I have a full dataset of lets say 50000 observations which are assigned to 16 classes. I now want to draw a Sample of let's say 70% of the full data, but I want MATLAB to take the same number of samples from each class (if possible of course, because some classes have less numbers than needed)
Is there a MATLAB function that can do this, or do I have to program a new one for myself? I'm just trying to save time here.
I found cvpartition
, but as far as I know this can be used only to take a sample with the same distribution over the classes as the original dataset and not a uniformly distributed sample.
Thank you for your help!
It shouldn't be too hard.
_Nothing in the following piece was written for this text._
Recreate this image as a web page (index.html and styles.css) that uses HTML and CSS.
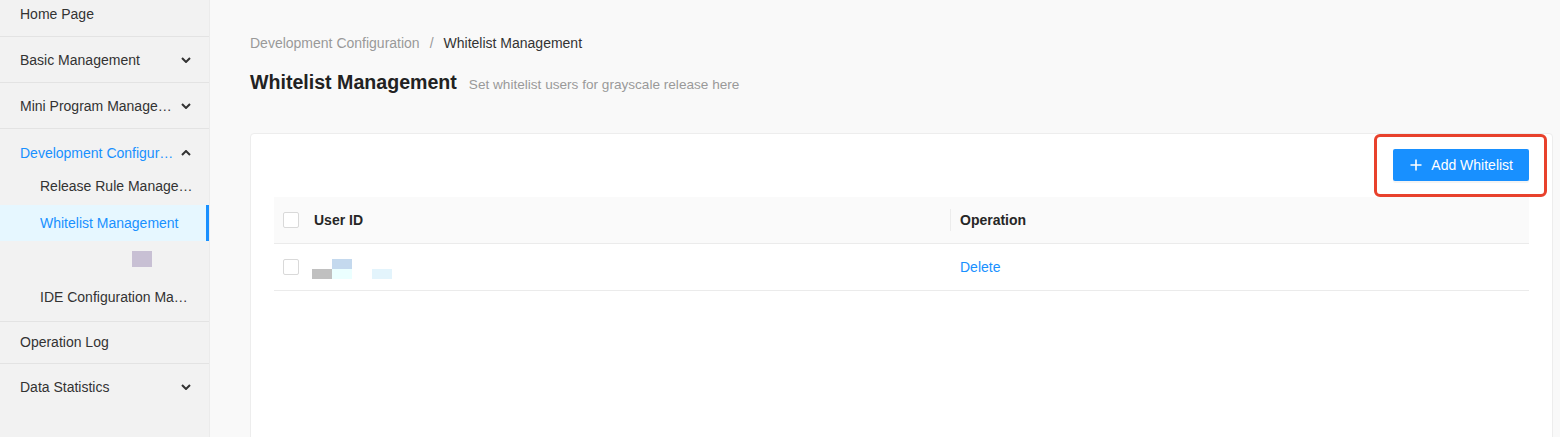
FILE: index.html
```html
<!DOCTYPE html>
<html lang="en">
<head>
<meta charset="utf-8">
<title>Whitelist Management</title>
<link rel="stylesheet" href="styles.css">
</head>
<body>
<div class="layout">
  <aside class="sidebar">
    <ul class="menu">
      <li class="menu-item"><div class="menu-title">Home Page</div></li>
      <li class="menu-item">
        <div class="menu-title"><span class="label">Basic Management</span>
          <svg class="chev" viewBox="0 0 10 6" width="10" height="6"><path d="M1 1l4 4 4-4" fill="none" stroke="#333" stroke-width="2"/></svg></div>
      </li>
      <li class="menu-item">
        <div class="menu-title"><span class="label">Mini Program Management</span>
          <svg class="chev" viewBox="0 0 10 6" width="10" height="6"><path d="M1 1l4 4 4-4" fill="none" stroke="#333" stroke-width="2"/></svg></div>
      </li>
      <li class="menu-item open">
        <div class="menu-title sub-open"><span class="label active-text">Development Configuration</span>
          <svg class="chev" viewBox="0 0 10 6" width="10" height="6"><path d="M1 5l4-4 4 4" fill="none" stroke="#333" stroke-width="2"/></svg></div>
        <ul class="submenu">
          <li class="sub-item"><span class="label">Release Rule Management</span></li>
          <li class="sub-item active"><span class="label">Whitelist Management</span></li>
          <li class="sub-item placeholder"><span class="swatch"></span></li>
          <li class="sub-item"><span class="label">IDE Configuration Management</span></li>
        </ul>
      </li>
      <li class="menu-item"><div class="menu-title short">Operation Log</div></li>
      <li class="menu-item last">
        <div class="menu-title"><span class="label">Data Statistics</span>
          <svg class="chev" viewBox="0 0 10 6" width="10" height="6"><path d="M1 1l4 4 4-4" fill="none" stroke="#333" stroke-width="2"/></svg></div>
      </li>
    </ul>
  </aside>
  <main class="main">
    <div class="breadcrumb">
      <span class="crumb">Development Configuration</span>
      <span class="sep">/</span>
      <span class="crumb current">Whitelist Management</span>
    </div>
    <div class="page-head">
      <h1 class="page-title">Whitelist Management</h1>
      <span class="page-desc">Set whitelist users for grayscale release here</span>
    </div>
    <section class="card">
      <div class="toolbar">
        <div class="btn-wrap">
          <button class="btn-primary">
            <svg viewBox="0 0 12 12" width="12" height="12"><path d="M6 0.5v11M0.5 6h11" stroke="#fff" stroke-width="1.6"/></svg>
            <span>Add Whitelist</span>
          </button>
          <span class="highlight"></span>
        </div>
      </div>
      <div class="table">
        <div class="tr thead">
          <div class="td col-check"><span class="checkbox"></span></div>
          <div class="td col-id">User ID</div>
          <div class="td col-op"><span class="divider"></span>Operation</div>
        </div>
        <div class="tr">
          <div class="td col-check"><span class="checkbox"></span></div>
          <div class="td col-id">
            <span class="mask">
              <span class="px p1"></span><span class="px p2"></span><span class="px p3"></span><span class="px p4"></span>
            </span>
          </div>
          <div class="td col-op"><a class="link">Delete</a></div>
        </div>
      </div>
    </section>
  </main>
</div>
</body>
</html>
```

FILE: styles.css
```css
* { box-sizing: border-box; }
html, body { margin: 0; padding: 0; height: 100%; overflow: hidden; }
body {
  font-family: "Liberation Sans", Arial, sans-serif;
  font-size: 14px;
  color: #333;
  background: #f9f9f9;
}
.layout { display: flex; height: 437px; }

.sidebar {
  width: 210px;
  flex: none;
  background: #f2f2f2;
  border-right: 1px solid #ebebeb;
  overflow: hidden;
}
.menu { list-style: none; margin: -9px 0 0; padding: 0; }
.menu-item { border-bottom: 1px solid #e3e3e3; }
.menu-item.last { border-bottom: none; }
.menu-title {
  height: 45px;
  display: flex;
  align-items: center;
  padding: 0 16px 0 20px;
  color: #333;
  white-space: nowrap;
}
.menu-title.short { height: 41px; padding-bottom: 2px; }
.menu-title .label {
  flex: 1;
  overflow: hidden;
  text-overflow: ellipsis;
  white-space: nowrap;
  max-width: 154px;
}
.chev { flex: none; margin-left: 7px; }
.menu-title.sub-open { height: 39px; padding-top: 9px; }
.active-text { color: #1890ff; }

.submenu { list-style: none; margin: 0; padding: 0 0 5px; }
.sub-item {
  height: 36px;
  display: flex;
  align-items: center;
  padding: 0 14px 0 40px;
  color: #333;
  margin-bottom: 1px;
}
.sub-item .label {
  overflow: hidden;
  text-overflow: ellipsis;
  white-space: nowrap;
}
.sub-item.active {
  background: #e6f7ff;
  color: #1890ff;
  border-right: 3px solid #1890ff;
  margin-bottom: 0;
}
.sub-item.placeholder { padding-left: 132px; margin-bottom: 2px; }
.swatch { width: 20px; height: 16px; background: #c8c0d4; display: block; }

.main { flex: 1; padding: 33px 7px 0 40px; min-width: 0; }
.breadcrumb { font-size: 14px; height: 20px; line-height: 20px; display: flex; }
.crumb { color: #999; }
.crumb.current { color: #333; }
.sep { color: #999; margin: 0 10px; }

.page-head { display: flex; align-items: baseline; margin-top: 18px; height: 28px; }
.page-title { font-size: 19.6px; font-weight: 700; color: #222; margin: 0 12px 0 0; }
.page-desc { font-size: 13.6px; color: #999; }

.card {
  margin-top: 34px;
  background: #fff;
  border: 1px solid #ededed;
  border-radius: 4px;
  height: 320px;
  padding: 15px 23px 0 23px;
}
.toolbar { display: flex; justify-content: flex-end; }
.btn-wrap { position: relative; }
.btn-primary {
  display: flex;
  align-items: center;
  gap: 9px;
  height: 32px;
  padding: 0 16px 0 17px;
  border: none;
  border-radius: 2px;
  background: #1890ff;
  color: #fff;
  font-family: inherit;
  font-size: 14px;
  box-shadow: 0 2px 0 rgba(0,0,0,0.045);
}
.highlight {
  position: absolute;
  left: -19px;
  top: -15px;
  right: -18px;
  bottom: -16px;
  border: 3px solid #e8412c;
  border-radius: 6px;
  pointer-events: none;
}
.table { margin-top: 16px; }
.tr {
  display: flex;
  align-items: center;
  height: 47px;
  border-bottom: 1px solid #ebebeb;
}
.thead { background: #fafafa; font-weight: 700; color: #262626; }
.td { display: flex; align-items: center; height: 100%; }
.col-check { width: 40px; padding-left: 9px; }
.col-id { width: 636px; }
.col-op { flex: 1; position: relative; padding-left: 10px; }
.divider {
  position: absolute;
  left: 0;
  top: 12px;
  bottom: 12px;
  width: 1px;
  background: #ececec;
}
.checkbox {
  width: 16px;
  height: 16px;
  border: 1px solid #d9d9d9;
  border-radius: 2px;
  background: #fff;
  display: block;
}
.mask { position: relative; width: 80px; height: 20px; display: block; margin-top: 4px; margin-left: -2px; }
.px { position: absolute; width: 20px; height: 10px; }
.p1 { left: 0; top: 10px; background: #c0c0c0; }
.p2 { left: 20px; top: 0; background: #c4d9ee; }
.p3 { left: 20px; top: 10px; background: #ebffff; }
.p4 { left: 60px; top: 10px; background: #e3f4fc; }
.link { color: #1890ff; cursor: pointer; }
```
Let's say that the observations are in a vector observations
. Then you can do
fraction = 0.7;
classes = unique(observations);
nObs = length(observations);
nClasses = length(classes);
nSamples = round(nObs * fraction / nClasses);
for ii = 1:nClasses
idx = observations == classes(ii);
samples((ii-1)*nSamples+1:ii*nSamples) = randsample(observations(idx), nSamples);
end
Now samples
is a vector of length nClasses * nsamples
that contains your sampled observations, with an equal number from each class.
At the moment it will fail if one of the classes doesn't contain at least nSamples
observations. The simplest fix is to add the additional arguments 'replace','true'
to the call to randsample
, which will tell it to replace each observation after being picked.